### Task goal
An exact copy of all the data is required, with pictures left out.
------------------------------------
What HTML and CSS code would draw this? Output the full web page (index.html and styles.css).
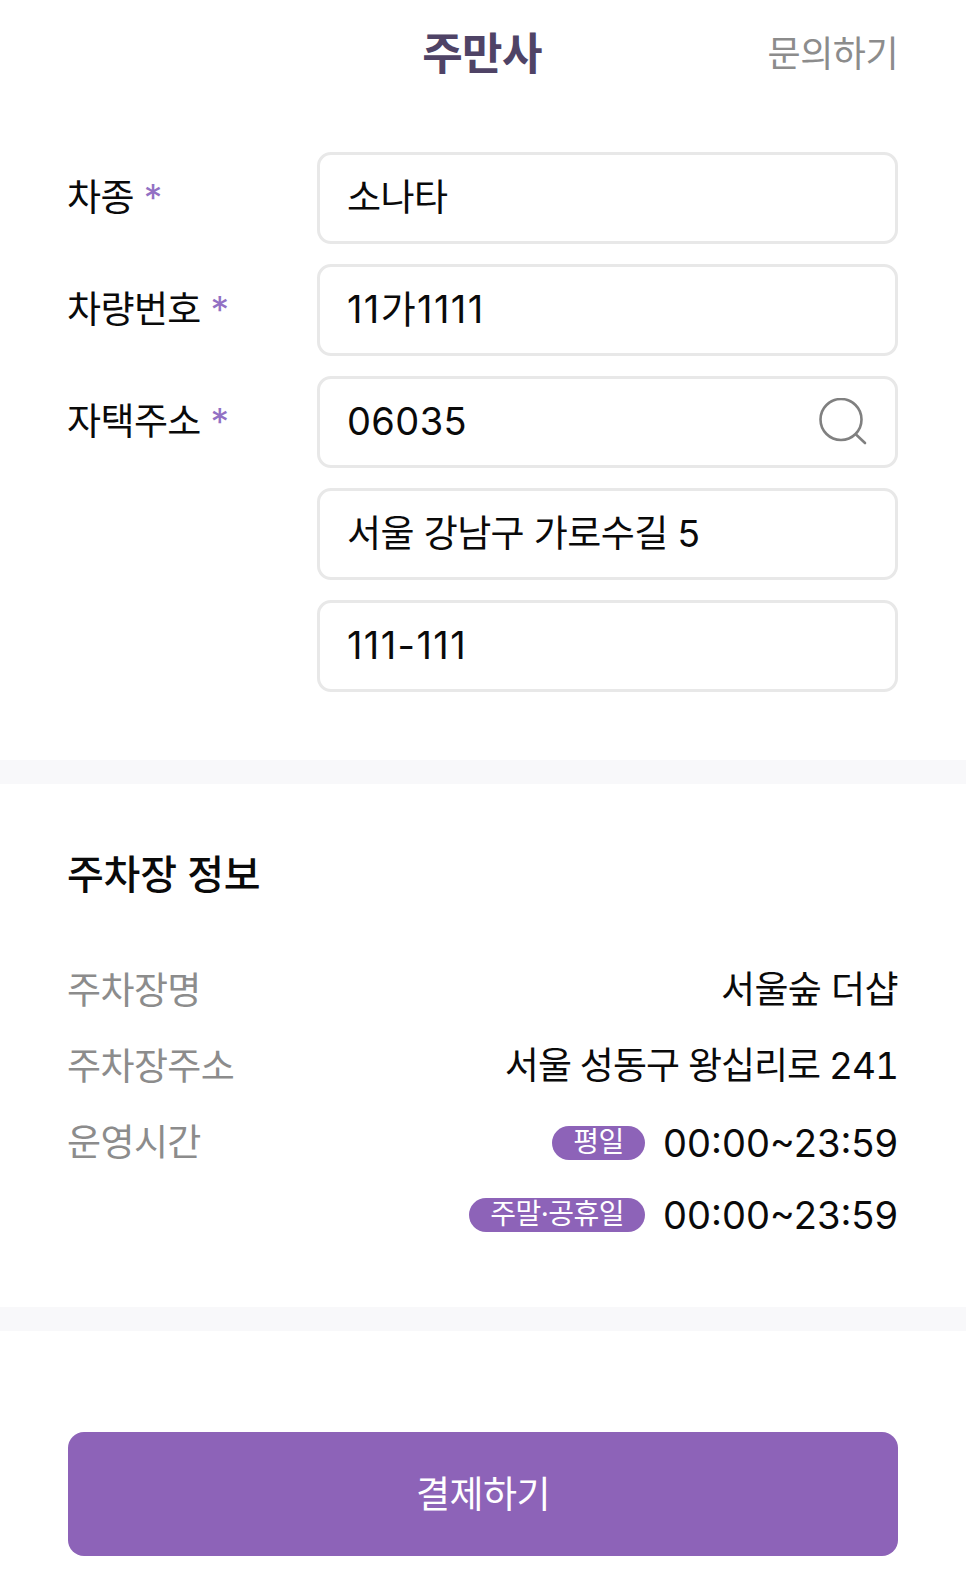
FILE: index.html
```html
<!DOCTYPE html>
<html lang="ko">

<head>
  <meta charset="UTF-8">
  <meta name="viewport" content="width=device-width, initial-scale=1.0">
  <title>주만사</title>
  <link rel="stylesheet" href="styles.css">
</head>

<body>
  <header class="top-bar">
    <h1 class="top-title">주만사</h1>
    <a class="top-link" href="#">문의하기</a>
  </header>

  <form class="car-form">
    <div class="form-row">
      <label class="form-label" for="car-model">차종 <span class="required">*</span></label>
      <div class="form-fields">
        <input class="text-input" type="text" id="car-model" value="소나타">
      </div>
    </div>
    <div class="form-row">
      <label class="form-label" for="car-number">차량번호 <span class="required">*</span></label>
      <div class="form-fields">
        <input class="text-input ones-input mixed-input" type="text" id="car-number" value="11가1111">
      </div>
    </div>
    <div class="form-row">
      <label class="form-label" for="zip-code">자택주소 <span class="required">*</span></label>
      <div class="form-fields">
        <div class="search-field">
          <input class="text-input num-input" type="text" id="zip-code" value="06035">
          <svg class="search-icon" viewBox="0 0 48 48" fill="none" stroke="#808080" stroke-width="2.6" stroke-linecap="round">
            <circle cx="22" cy="21.5" r="20.5"/>
            <path d="M37 36.5 46 45"/>
          </svg>
        </div>
        <input class="text-input" type="text" value="서울 강남구 가로수길 5">
        <input class="text-input ones-input" type="text" value="111-111">
      </div>
    </div>
  </form>

  <div class="divider"></div>

  <section class="parking-info">
    <h2 class="section-title">주차장 정보</h2>
    <dl class="info-list">
      <div class="info-row">
        <dt>주차장명</dt>
        <dd>서울숲 더샵</dd>
      </div>
      <div class="info-row">
        <dt>주차장주소</dt>
        <dd class="address-value">서울 성동구 왕십리로 241</dd>
      </div>
      <div class="info-row">
        <dt>운영시간</dt>
        <dd class="hours">
          <span class="hours-line"><span class="day-badge">평일</span>00:00~23:59</span>
          <span class="hours-line"><span class="day-badge">주말·공휴일</span>00:00~23:59</span>
        </dd>
      </div>
    </dl>
  </section>

  <div class="divider"></div>

  <div class="pay-area">
    <button class="pay-btn" type="button">결제하기</button>
  </div>
</body>

</html>
```

FILE: styles.css
```css
* {
  box-sizing: border-box;
}

body {
  margin: 0;
  background-color: #fff;
  color: #0a0a0a;
  font-family: Inter, "Noto Sans CJK KR", sans-serif;
  font-size: 37px;
  letter-spacing: -0.6px;
}

.top-bar {
  position: relative;
  height: 108px;
  padding: 0 2px 6px 0;
  display: flex;
  align-items: center;
  justify-content: center;
}

.top-title {
  margin: 0;
  font-size: 44px;
  font-weight: 700;
  color: #4f4366;
}

.top-link {
  position: absolute;
  right: 68px;
  top: 25px;
  color: #8c8c8c;
  font-size: 36px;
  letter-spacing: -0.5px;
  text-decoration: none;
}

.car-form {
  padding: 44px 68px 68px 67px;
  display: flex;
  flex-direction: column;
  gap: 20px;
}

.form-row {
  display: flex;
}

.form-label {
  width: 250px;
  flex-shrink: 0;
  padding-top: 20px;
  line-height: 52px;
}

.required {
  color: #9271c4;
}

.form-fields {
  flex: 1;
  display: flex;
  flex-direction: column;
  gap: 20px;
}

.text-input {
  display: block;
  width: 100%;
  height: 92px;
  padding: 0 27px 7px;
  border: 3px solid #e8e8e8;
  border-radius: 14px;
  background-color: #fff;
  color: #0a0a0a;
  font: inherit;
  letter-spacing: inherit;
}

.num-input {
  padding-bottom: 3px;
  font-size: 38px;
  letter-spacing: 0.4px;
}

.ones-input {
  padding-bottom: 3px;
  font-size: 38px;
  letter-spacing: 1.4px;
}

.mixed-input {
  padding-bottom: 7px;
}

.search-field {
  position: relative;
}

.search-icon {
  position: absolute;
  right: 30px;
  top: 22px;
  width: 50px;
  height: 48px;
}

.divider {
  height: 24px;
  background-color: #f8f8fa;
}

.parking-info {
  padding: 65px 68px 66px 67px;
}

.section-title {
  margin: 0 0 63px;
  font-size: 40px;
  font-weight: 500;
  line-height: 52px;
  letter-spacing: -0.2px;
}

.info-list {
  margin: 0;
  display: flex;
  flex-direction: column;
  gap: 24px;
}

.info-row {
  display: flex;
  justify-content: space-between;
  line-height: 52px;
}

.info-row dt {
  margin: 1px 0 -1px;
  color: #8c8c8c;
}

.info-row dd {
  margin: 0;
  text-align: right;
}

.info-row .address-value {
  font-variant-numeric: tabular-nums;
  letter-spacing: -1px;
}

.hours {
  padding-top: 1px;
  display: flex;
  flex-direction: column;
  align-items: flex-end;
  gap: 20px;
}

.hours-line {
  display: flex;
  align-items: center;
  gap: 18px;
  font-size: 38px;
  letter-spacing: 0;
}

.day-badge {
  min-width: 93px;
  height: 34px;
  padding: 0 21px;
  border-radius: 17px;
  background-color: #8d63b8;
  color: #fff;
  font-size: 28px;
  line-height: 32px;
  letter-spacing: -0.5px;
  text-align: center;
}

.pay-area {
  padding: 101px 68px 15px;
}

.pay-btn {
  display: block;
  width: 100%;
  height: 124px;
  padding: 0 0 4px;
  border: none;
  border-radius: 16px;
  background-color: #8d63b8;
  color: #fff;
  font: inherit;
  letter-spacing: inherit;
  cursor: pointer;
}
```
------------------------------------
### Full solution
What HTML and CSS code would draw this? Output the full web page (index.html and styles.css).
FILE: index.html
```html
<!DOCTYPE html>
<html lang="ko">

<head>
  <meta charset="UTF-8">
  <meta name="viewport" content="width=device-width, initial-scale=1.0">
  <title>주만사</title>
  <link rel="stylesheet" href="styles.css">
</head>

<body>
  <header class="top-bar">
    <h1 class="top-title">주만사</h1>
    <a class="top-link" href="#">문의하기</a>
  </header>

  <form class="car-form">
    <div class="form-row">
      <label class="form-label" for="car-model">차종 <span class="required">*</span></label>
      <div class="form-fields">
        <input class="text-input" type="text" id="car-model" value="소나타">
      </div>
    </div>
    <div class="form-row">
      <label class="form-label" for="car-number">차량번호 <span class="required">*</span></label>
      <div class="form-fields">
        <input class="text-input ones-input mixed-input" type="text" id="car-number" value="11가1111">
      </div>
    </div>
    <div class="form-row">
      <label class="form-label" for="zip-code">자택주소 <span class="required">*</span></label>
      <div class="form-fields">
        <div class="search-field">
          <input class="text-input num-input" type="text" id="zip-code" value="06035">
          <svg class="search-icon" viewBox="0 0 48 48" fill="none" stroke="#808080" stroke-width="2.6" stroke-linecap="round">
            <circle cx="22" cy="21.5" r="20.5"/>
            <path d="M37 36.5 46 45"/>
          </svg>
        </div>
        <input class="text-input" type="text" value="서울 강남구 가로수길 5">
        <input class="text-input ones-input" type="text" value="111-111">
      </div>
    </div>
  </form>

  <div class="divider"></div>

  <section class="parking-info">
    <h2 class="section-title">주차장 정보</h2>
    <dl class="info-list">
      <div class="info-row">
        <dt>주차장명</dt>
        <dd>서울숲 더샵</dd>
      </div>
      <div class="info-row">
        <dt>주차장주소</dt>
        <dd class="address-value">서울 성동구 왕십리로 241</dd>
      </div>
      <div class="info-row">
        <dt>운영시간</dt>
        <dd class="hours">
          <span class="hours-line"><span class="day-badge">평일</span>00:00~23:59</span>
          <span class="hours-line"><span class="day-badge">주말·공휴일</span>00:00~23:59</span>
        </dd>
      </div>
    </dl>
  </section>

  <div class="divider"></div>

  <div class="pay-area">
    <button class="pay-btn" type="button">결제하기</button>
  </div>
</body>

</html>
```

FILE: styles.css
```css
* {
  box-sizing: border-box;
}

body {
  margin: 0;
  background-color: #fff;
  color: #0a0a0a;
  font-family: Inter, "Noto Sans CJK KR", sans-serif;
  font-size: 37px;
  letter-spacing: -0.6px;
}

.top-bar {
  position: relative;
  height: 108px;
  padding: 0 2px 6px 0;
  display: flex;
  align-items: center;
  justify-content: center;
}

.top-title {
  margin: 0;
  font-size: 44px;
  font-weight: 700;
  color: #4f4366;
}

.top-link {
  position: absolute;
  right: 68px;
  top: 25px;
  color: #8c8c8c;
  font-size: 36px;
  letter-spacing: -0.5px;
  text-decoration: none;
}

.car-form {
  padding: 44px 68px 68px 67px;
  display: flex;
  flex-direction: column;
  gap: 20px;
}

.form-row {
  display: flex;
}

.form-label {
  width: 250px;
  flex-shrink: 0;
  padding-top: 20px;
  line-height: 52px;
}

.required {
  color: #9271c4;
}

.form-fields {
  flex: 1;
  display: flex;
  flex-direction: column;
  gap: 20px;
}

.text-input {
  display: block;
  width: 100%;
  height: 92px;
  padding: 0 27px 7px;
  border: 3px solid #e8e8e8;
  border-radius: 14px;
  background-color: #fff;
  color: #0a0a0a;
  font: inherit;
  letter-spacing: inherit;
}

.num-input {
  padding-bottom: 3px;
  font-size: 38px;
  letter-spacing: 0.4px;
}

.ones-input {
  padding-bottom: 3px;
  font-size: 38px;
  letter-spacing: 1.4px;
}

.mixed-input {
  padding-bottom: 7px;
}

.search-field {
  position: relative;
}

.search-icon {
  position: absolute;
  right: 30px;
  top: 22px;
  width: 50px;
  height: 48px;
}

.divider {
  height: 24px;
  background-color: #f8f8fa;
}

.parking-info {
  padding: 65px 68px 66px 67px;
}

.section-title {
  margin: 0 0 63px;
  font-size: 40px;
  font-weight: 500;
  line-height: 52px;
  letter-spacing: -0.2px;
}

.info-list {
  margin: 0;
  display: flex;
  flex-direction: column;
  gap: 24px;
}

.info-row {
  display: flex;
  justify-content: space-between;
  line-height: 52px;
}

.info-row dt {
  margin: 1px 0 -1px;
  color: #8c8c8c;
}

.info-row dd {
  margin: 0;
  text-align: right;
}

.info-row .address-value {
  font-variant-numeric: tabular-nums;
  letter-spacing: -1px;
}

.hours {
  padding-top: 1px;
  display: flex;
  flex-direction: column;
  align-items: flex-end;
  gap: 20px;
}

.hours-line {
  display: flex;
  align-items: center;
  gap: 18px;
  font-size: 38px;
  letter-spacing: 0;
}

.day-badge {
  min-width: 93px;
  height: 34px;
  padding: 0 21px;
  border-radius: 17px;
  background-color: #8d63b8;
  color: #fff;
  font-size: 28px;
  line-height: 32px;
  letter-spacing: -0.5px;
  text-align: center;
}

.pay-area {
  padding: 101px 68px 15px;
}

.pay-btn {
  display: block;
  width: 100%;
  height: 124px;
  padding: 0 0 4px;
  border: none;
  border-radius: 16px;
  background-color: #8d63b8;
  color: #fff;
  font: inherit;
  letter-spacing: inherit;
  cursor: pointer;
}
```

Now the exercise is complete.